TASK PROMPT
Scan the data. Collect each line that contains the word "components".

DATA LINES
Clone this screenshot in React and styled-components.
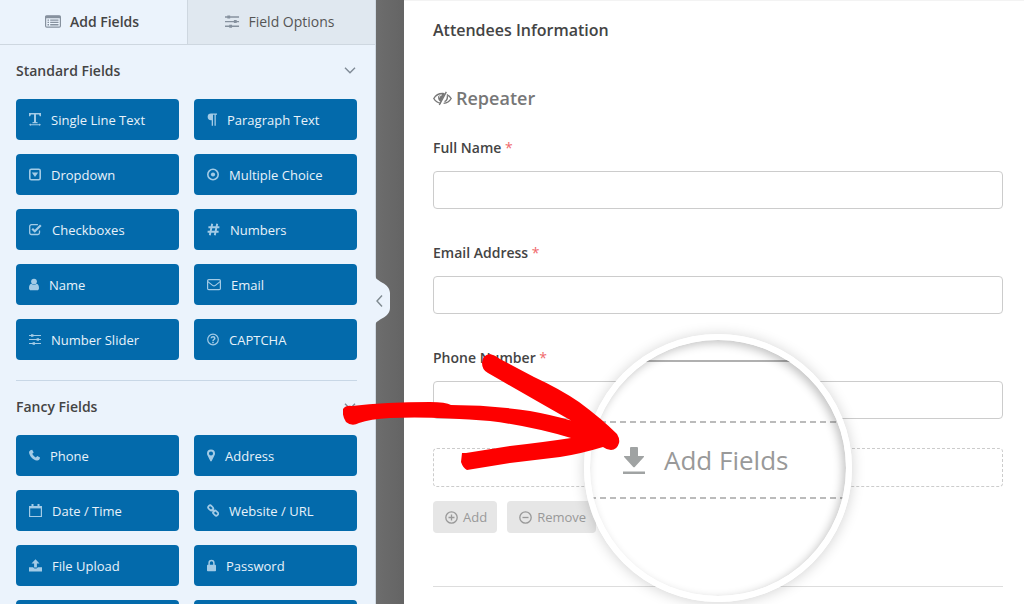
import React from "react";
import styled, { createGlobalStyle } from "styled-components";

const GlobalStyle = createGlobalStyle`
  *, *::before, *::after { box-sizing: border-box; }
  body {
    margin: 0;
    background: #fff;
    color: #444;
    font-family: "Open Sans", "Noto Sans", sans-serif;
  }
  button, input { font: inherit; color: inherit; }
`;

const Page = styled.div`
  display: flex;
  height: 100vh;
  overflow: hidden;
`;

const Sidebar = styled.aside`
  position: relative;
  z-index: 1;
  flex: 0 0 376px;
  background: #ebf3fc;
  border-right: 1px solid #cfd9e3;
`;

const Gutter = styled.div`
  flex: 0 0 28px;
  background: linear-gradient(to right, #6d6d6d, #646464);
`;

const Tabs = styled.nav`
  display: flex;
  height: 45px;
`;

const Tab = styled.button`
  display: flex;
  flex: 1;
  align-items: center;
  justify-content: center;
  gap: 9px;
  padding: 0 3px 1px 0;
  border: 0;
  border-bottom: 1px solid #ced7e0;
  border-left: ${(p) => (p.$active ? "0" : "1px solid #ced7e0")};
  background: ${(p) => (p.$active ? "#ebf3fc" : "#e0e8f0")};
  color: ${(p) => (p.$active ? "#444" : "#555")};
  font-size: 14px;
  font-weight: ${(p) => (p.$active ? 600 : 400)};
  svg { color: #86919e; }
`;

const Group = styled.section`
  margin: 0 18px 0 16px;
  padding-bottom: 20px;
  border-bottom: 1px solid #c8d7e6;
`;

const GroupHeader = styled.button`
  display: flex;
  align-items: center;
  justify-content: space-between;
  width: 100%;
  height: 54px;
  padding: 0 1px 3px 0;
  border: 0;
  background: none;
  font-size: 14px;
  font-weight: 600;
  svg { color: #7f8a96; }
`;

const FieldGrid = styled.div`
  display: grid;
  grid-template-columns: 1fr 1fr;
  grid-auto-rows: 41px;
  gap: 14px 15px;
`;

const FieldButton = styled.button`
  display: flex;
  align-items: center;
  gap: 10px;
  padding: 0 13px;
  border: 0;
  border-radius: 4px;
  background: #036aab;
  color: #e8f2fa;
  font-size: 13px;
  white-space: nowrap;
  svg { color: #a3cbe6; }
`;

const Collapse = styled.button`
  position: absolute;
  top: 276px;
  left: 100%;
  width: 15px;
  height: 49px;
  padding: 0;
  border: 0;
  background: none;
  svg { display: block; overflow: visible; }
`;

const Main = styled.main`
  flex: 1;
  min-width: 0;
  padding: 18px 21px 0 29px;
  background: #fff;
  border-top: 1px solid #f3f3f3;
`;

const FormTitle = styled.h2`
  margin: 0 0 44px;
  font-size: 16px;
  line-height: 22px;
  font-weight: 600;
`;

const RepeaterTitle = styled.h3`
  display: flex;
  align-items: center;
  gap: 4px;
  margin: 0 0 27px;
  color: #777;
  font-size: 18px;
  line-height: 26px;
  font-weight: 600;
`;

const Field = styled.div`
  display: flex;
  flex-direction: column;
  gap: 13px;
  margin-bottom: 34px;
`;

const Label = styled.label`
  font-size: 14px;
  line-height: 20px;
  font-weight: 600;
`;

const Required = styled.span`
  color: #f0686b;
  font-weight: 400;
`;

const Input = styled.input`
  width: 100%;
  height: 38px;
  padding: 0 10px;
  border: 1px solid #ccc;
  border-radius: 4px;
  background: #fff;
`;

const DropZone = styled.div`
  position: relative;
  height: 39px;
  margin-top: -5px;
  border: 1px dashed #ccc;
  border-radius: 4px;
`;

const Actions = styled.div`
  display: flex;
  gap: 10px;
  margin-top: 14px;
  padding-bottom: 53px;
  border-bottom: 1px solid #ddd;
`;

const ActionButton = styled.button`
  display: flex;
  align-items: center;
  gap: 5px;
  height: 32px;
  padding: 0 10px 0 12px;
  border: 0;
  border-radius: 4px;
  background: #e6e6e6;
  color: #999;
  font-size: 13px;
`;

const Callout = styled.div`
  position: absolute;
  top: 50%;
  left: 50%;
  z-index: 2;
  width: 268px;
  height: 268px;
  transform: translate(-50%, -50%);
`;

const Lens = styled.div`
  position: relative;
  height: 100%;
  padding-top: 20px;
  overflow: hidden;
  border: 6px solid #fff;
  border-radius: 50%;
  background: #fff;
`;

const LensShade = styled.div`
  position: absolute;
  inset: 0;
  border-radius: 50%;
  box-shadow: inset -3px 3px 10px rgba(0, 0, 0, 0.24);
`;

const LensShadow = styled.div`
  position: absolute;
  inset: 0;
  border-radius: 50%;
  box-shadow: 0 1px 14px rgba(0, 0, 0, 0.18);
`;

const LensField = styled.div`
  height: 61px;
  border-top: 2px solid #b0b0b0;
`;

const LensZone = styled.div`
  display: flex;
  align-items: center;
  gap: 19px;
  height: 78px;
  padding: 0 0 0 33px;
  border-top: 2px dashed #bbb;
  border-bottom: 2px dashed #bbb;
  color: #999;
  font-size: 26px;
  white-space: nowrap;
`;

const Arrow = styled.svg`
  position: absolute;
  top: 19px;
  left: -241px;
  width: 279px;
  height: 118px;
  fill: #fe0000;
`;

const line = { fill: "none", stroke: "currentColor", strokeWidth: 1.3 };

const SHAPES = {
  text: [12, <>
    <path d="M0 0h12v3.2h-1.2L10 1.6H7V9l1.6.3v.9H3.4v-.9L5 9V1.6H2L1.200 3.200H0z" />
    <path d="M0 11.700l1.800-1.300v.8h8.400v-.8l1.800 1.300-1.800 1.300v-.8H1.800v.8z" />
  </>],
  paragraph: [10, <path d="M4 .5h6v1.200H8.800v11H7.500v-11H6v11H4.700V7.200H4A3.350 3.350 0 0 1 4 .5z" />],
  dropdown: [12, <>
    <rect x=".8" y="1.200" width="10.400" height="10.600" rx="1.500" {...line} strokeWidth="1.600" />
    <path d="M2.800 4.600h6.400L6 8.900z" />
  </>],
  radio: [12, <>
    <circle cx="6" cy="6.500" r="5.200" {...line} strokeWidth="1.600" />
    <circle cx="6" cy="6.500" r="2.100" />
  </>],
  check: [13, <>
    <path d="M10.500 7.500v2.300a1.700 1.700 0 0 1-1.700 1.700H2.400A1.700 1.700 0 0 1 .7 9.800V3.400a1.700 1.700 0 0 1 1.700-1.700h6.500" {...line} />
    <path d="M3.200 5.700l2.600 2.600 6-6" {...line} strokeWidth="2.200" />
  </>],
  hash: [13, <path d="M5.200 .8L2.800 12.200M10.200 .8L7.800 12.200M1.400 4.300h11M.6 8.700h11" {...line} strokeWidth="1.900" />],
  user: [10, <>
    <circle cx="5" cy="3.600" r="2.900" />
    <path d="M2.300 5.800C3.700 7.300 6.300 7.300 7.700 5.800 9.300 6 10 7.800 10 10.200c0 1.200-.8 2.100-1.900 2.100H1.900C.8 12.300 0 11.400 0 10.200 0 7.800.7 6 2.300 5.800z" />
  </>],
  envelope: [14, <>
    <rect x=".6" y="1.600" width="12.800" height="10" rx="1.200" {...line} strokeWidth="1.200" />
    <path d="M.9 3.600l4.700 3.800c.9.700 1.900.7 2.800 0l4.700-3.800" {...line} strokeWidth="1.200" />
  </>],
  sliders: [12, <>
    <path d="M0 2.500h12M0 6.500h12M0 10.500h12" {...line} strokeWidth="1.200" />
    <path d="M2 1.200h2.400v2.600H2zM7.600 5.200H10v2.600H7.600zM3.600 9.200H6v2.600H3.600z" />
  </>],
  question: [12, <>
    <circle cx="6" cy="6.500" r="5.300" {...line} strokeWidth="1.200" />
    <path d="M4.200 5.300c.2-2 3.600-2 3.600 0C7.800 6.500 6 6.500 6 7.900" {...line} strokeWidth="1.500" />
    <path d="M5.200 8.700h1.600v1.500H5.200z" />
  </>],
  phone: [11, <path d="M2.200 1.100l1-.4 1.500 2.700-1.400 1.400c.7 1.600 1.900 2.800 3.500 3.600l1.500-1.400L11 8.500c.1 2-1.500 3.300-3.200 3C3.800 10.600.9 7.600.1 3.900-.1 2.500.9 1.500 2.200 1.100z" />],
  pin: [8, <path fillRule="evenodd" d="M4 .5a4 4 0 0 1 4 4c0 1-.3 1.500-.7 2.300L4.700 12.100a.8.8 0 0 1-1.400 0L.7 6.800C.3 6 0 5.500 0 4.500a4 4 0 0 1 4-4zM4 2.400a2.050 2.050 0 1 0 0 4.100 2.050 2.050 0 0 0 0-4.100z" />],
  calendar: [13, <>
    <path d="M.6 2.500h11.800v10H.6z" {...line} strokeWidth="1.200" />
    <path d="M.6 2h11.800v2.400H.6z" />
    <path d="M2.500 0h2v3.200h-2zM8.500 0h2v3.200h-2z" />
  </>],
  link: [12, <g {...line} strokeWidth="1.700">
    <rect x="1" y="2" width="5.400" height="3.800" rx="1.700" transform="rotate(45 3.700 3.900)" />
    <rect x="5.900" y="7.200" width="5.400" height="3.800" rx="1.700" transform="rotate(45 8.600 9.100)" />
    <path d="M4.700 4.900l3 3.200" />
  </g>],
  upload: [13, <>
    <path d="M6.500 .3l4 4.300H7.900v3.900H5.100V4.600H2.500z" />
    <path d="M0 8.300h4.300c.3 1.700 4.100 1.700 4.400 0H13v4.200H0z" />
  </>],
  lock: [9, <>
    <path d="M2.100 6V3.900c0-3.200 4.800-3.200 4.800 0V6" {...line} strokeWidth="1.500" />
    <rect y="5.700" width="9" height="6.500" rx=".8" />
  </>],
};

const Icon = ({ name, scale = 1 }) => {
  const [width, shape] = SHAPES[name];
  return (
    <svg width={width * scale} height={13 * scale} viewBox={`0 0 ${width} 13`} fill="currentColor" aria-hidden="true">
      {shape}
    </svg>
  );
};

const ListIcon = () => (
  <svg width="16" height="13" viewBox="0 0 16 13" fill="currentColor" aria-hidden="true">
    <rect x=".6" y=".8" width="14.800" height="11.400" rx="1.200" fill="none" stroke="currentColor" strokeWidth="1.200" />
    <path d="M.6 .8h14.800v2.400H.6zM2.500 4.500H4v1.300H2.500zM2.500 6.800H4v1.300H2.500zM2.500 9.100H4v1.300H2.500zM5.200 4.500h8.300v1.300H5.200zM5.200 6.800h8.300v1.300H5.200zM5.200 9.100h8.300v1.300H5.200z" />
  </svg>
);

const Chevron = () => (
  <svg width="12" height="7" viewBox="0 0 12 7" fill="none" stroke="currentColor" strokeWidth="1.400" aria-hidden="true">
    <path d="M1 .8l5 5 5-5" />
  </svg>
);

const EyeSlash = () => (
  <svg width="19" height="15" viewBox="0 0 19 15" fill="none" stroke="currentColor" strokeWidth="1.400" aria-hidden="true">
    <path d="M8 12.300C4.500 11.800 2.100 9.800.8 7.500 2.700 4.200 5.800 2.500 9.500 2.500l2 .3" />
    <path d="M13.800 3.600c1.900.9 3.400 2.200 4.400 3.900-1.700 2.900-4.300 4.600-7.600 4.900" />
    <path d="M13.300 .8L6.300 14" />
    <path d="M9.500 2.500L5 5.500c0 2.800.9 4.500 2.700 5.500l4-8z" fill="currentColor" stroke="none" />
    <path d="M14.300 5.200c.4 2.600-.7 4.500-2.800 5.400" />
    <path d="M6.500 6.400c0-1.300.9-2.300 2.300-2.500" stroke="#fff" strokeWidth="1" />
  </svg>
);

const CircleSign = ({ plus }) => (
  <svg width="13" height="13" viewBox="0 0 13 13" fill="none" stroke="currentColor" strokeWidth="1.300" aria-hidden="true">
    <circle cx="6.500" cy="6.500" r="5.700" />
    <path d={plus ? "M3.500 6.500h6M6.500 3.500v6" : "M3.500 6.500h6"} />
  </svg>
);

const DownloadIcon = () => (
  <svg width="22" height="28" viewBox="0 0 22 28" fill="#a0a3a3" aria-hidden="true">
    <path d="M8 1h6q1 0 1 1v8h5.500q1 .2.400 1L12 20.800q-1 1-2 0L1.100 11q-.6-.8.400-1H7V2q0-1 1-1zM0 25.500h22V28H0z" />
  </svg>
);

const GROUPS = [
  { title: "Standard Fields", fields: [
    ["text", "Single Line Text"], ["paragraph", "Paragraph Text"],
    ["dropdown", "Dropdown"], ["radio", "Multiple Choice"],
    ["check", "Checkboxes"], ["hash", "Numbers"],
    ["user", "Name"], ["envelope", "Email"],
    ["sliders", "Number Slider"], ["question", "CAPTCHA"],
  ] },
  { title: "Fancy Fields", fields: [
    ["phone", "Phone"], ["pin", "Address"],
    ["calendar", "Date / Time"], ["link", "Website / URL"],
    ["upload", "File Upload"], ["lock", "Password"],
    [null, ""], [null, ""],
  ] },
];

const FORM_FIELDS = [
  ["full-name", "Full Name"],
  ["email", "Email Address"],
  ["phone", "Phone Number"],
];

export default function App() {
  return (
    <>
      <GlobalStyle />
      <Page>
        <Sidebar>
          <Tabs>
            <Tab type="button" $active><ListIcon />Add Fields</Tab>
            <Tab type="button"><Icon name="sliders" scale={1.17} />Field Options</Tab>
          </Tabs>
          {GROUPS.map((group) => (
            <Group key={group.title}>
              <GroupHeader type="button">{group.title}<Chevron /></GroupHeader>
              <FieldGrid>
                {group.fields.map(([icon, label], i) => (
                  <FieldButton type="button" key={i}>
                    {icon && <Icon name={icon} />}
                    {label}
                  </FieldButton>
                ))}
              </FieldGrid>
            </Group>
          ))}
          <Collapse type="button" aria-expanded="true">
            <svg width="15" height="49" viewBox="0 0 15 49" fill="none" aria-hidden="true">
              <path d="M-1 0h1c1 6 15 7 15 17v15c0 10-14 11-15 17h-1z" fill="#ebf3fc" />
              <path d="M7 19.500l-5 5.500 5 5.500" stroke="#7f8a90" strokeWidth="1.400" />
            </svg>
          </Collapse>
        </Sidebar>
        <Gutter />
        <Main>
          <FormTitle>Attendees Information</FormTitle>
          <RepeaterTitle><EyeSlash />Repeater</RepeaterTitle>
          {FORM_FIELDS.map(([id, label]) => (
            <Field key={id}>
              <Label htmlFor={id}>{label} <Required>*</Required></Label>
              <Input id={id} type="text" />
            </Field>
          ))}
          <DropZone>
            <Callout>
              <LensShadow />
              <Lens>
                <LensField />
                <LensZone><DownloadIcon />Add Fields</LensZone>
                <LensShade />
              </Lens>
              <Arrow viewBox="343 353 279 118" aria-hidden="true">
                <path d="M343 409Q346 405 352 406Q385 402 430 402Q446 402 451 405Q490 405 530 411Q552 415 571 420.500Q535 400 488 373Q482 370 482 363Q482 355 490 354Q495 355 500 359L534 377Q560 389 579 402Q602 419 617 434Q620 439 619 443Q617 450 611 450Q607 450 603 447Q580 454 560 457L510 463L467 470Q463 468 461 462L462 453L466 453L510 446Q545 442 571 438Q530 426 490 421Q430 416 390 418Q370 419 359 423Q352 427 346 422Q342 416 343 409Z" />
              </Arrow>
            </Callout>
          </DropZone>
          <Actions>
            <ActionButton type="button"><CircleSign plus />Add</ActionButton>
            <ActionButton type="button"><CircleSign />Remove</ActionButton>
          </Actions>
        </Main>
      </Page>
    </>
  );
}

EXPECTED OUTPUT
Clone this screenshot in React and styled-components.
import styled, { createGlobalStyle } from "styled-components";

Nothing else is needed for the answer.